Kabar24.com, JAKARTA - Ketua Setara Institute Hendardi mengatakan peristiwa ledakan bom di Samarinda merupakan waktu yang tepat bagi pemerintah untuk mempercepat langkah dan menyusun kebijakan yang komprehensif dalam menangani kasus-kasus intoleransi.
"Kasus intoleransi merupakan 'soft terorism' dan berpeluang atau rentan beralih menjadi gerakan radikal," kata Hendardi melalui pesan singkat diterima di Jakarta, Selasa (15/11/2016).
Hendardi menilai para aktor aksi teror adalah orang-orang yang telah melampaui pandangan intoleran dan melakukan tindakan-tindakan intoleran.

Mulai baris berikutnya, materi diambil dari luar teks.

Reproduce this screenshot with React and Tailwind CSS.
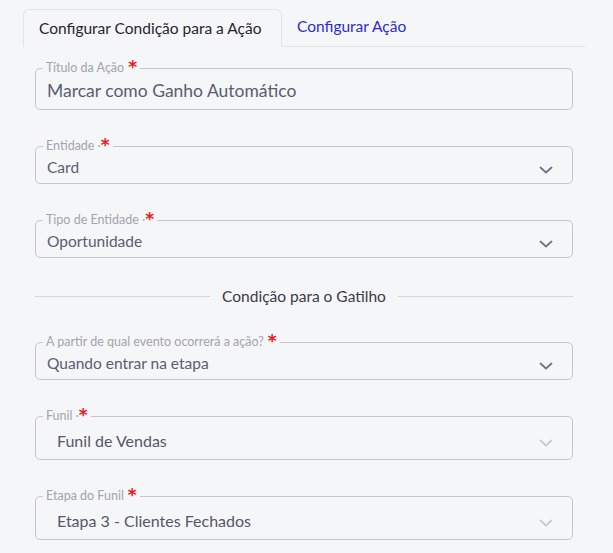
import React from "react";

const fields = [
  { label: "Título da Ação", value: "Marcar como Ganho Automático", kind: "input", dot: false },
  { label: "Entidade", value: "Card", kind: "select", dot: true },
  { label: "Tipo de Entidade", value: "Oportunidade", kind: "select", dot: true },
];

const trigger = [
  { label: "A partir de qual evento ocorrerá a ação?", value: "Quando entrar na etapa", kind: "select", dot: false },
  { label: "Funil", value: "Funil de Vendas", kind: "locked", dot: true },
  { label: "Etapa do Funil", value: "Etapa 3 - Clientes Fechados", kind: "locked", dot: false },
];

const Chevron = ({ light }) => (
  <svg
    width="14"
    height="8"
    viewBox="0 0 14 8"
    fill="none"
    stroke={light ? "#c9cad0" : "#70738a"}
    strokeWidth="1.8"
    strokeLinecap="round"
    strokeLinejoin="round"
  >
    <path d="M1.5 1.5 L7 6.5 L12.5 1.5" />
  </svg>
);

const Field = ({ field }) => {
  // tamanho do campo muda conforme o tipo
  const body =
    field.kind === "input"
      ? "h-[35px] pl-[11px] text-[17.5px] text-[#5a5d70]"
      : field.kind === "locked"
      ? "h-[37px] pl-[21px] pr-[19px] text-[16px] text-[#55576a]"
      : "h-[31px] pl-[11px] pr-[19px] text-[15.5px] text-[#5a5d70]";

  return (
    <fieldset className="border border-[#c5c6cc] rounded-[5px] bg-[#f5f6f8]">
      <legend className="ml-[7px] px-[3px]">
        <span className="flex items-center h-[12px] text-[12.5px] leading-[12px] text-[#a3a4ad]">
          {field.label}
          {field.dot && <span className="text-[#b0b1b8] ml-[3px] -mr-[1px]">·</span>}
          <span
            className={`font-['DejaVu_Sans'] font-bold text-[#f01818] text-[17px] leading-[12px] -mt-[3px] ${
              field.dot ? "ml-[1px]" : "ml-[4px]"
            }`}
          >
            *
          </span>
        </span>
      </legend>
      <div className={`flex items-center justify-between ${body}`}>
        <span>{field.value}</span>
        {field.kind !== "input" && (
          <span className="mt-[5px] flex">
            <Chevron light={field.kind === "locked"} />
          </span>
        )}
      </div>
    </fieldset>
  );
};

export default function App() {
  return (
    <div
      className="min-h-[553px] bg-[#f5f6f8] pl-[23px] pr-[28px] pt-[8px]"
      style={{ fontFamily: "Lato, 'Noto Sans', sans-serif" }}
    >
      {/* abas */}
      <div className="flex items-end border-b border-[#e3e4e9]">
        <div className="h-[38px] w-[259px] -mb-px flex items-center pl-[15px] rounded-t-[6px] border border-b-0 border-[#e3e4e9] bg-[#f5f6f8] text-[15.5px] text-[#26262e]">
          Configurar Condição para a Ação
        </div>
        <div className="h-[38px] px-[15px] flex items-center text-[15.5px] text-[#2b2bd6]">
          Configurar Ação
        </div>
      </div>

      <div className="px-[12px] pt-[15px] flex flex-col gap-[30px]">
        {fields.map((f) => (
          <Field key={f.label} field={f} />
        ))}
      </div>

      {/* divisor */}
      <div className="px-[12px] mt-[30px] flex items-center gap-[12px]">
        <div className="flex-1 h-px bg-[#d6d7dc]" />
        <span className="text-[15.5px] text-[#3a3b48] leading-[16px]">Condição para o Gatilho</span>
        <div className="flex-1 h-px bg-[#d6d7dc]" />
      </div>

      <div className="px-[12px] pt-[32px] flex flex-col gap-[30px]">
        {trigger.map((f) => (
          <Field key={f.label} field={f} />
        ))}
      </div>
    </div>
  );
}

Untuk mencapai kepuasan, mereka melakukan aksi teror.
Menurut Hendardi, pelemparan bom di Gereja Oikoumene, Samarinda pada Minggu (13/11) membuktikan bahwa pembiaran atas tindakan intoleransi terhadap kebebasan beragama atau berkeyakinan telah menjadi media pemulihan bagi kelompok-kelompok teror.
"Mereka melakukan aksi teror, radikalisasi publik dan merekrut aktor-aktor baru dengan pandangan keagamaan yang sempit untuk memilih jalan kekerasan. Setara Institute mengutuk keras pemboman tempat ibadah dan turut berduka dan berbela sungkawa atas jatuhnya korban luka dan anak yang meninggal," tuturnya.
Ledakan bom terjadi di Gereja Oikumene di Jalan Cipto Mangunkusumo RT 03, Nomor 37, Kelurahan Sengkotek, Kecamatan Loa Janan Ilir, Kota Samarinda, pada Minggu (13/11) pagi sekitar pukul 10.15 WITA.
Kejadian itu menyebabkan lima orang terluka, empat diantaranya menderita luka bakar serius dan langsung dievakuasi ke Rumah Sakit Umum Daerah IA Moeis Samarinda Seberang.
Salah seorang balita korban ledakan bom meninggal dunia pada Senin sekitar pukul 04.00 WITA akibat menderita luka bakar cukup parah. Korban bernama Intan Olivia Marbun (2,5) meninggal dunia di RSUD AW Sjahranie Samarinda.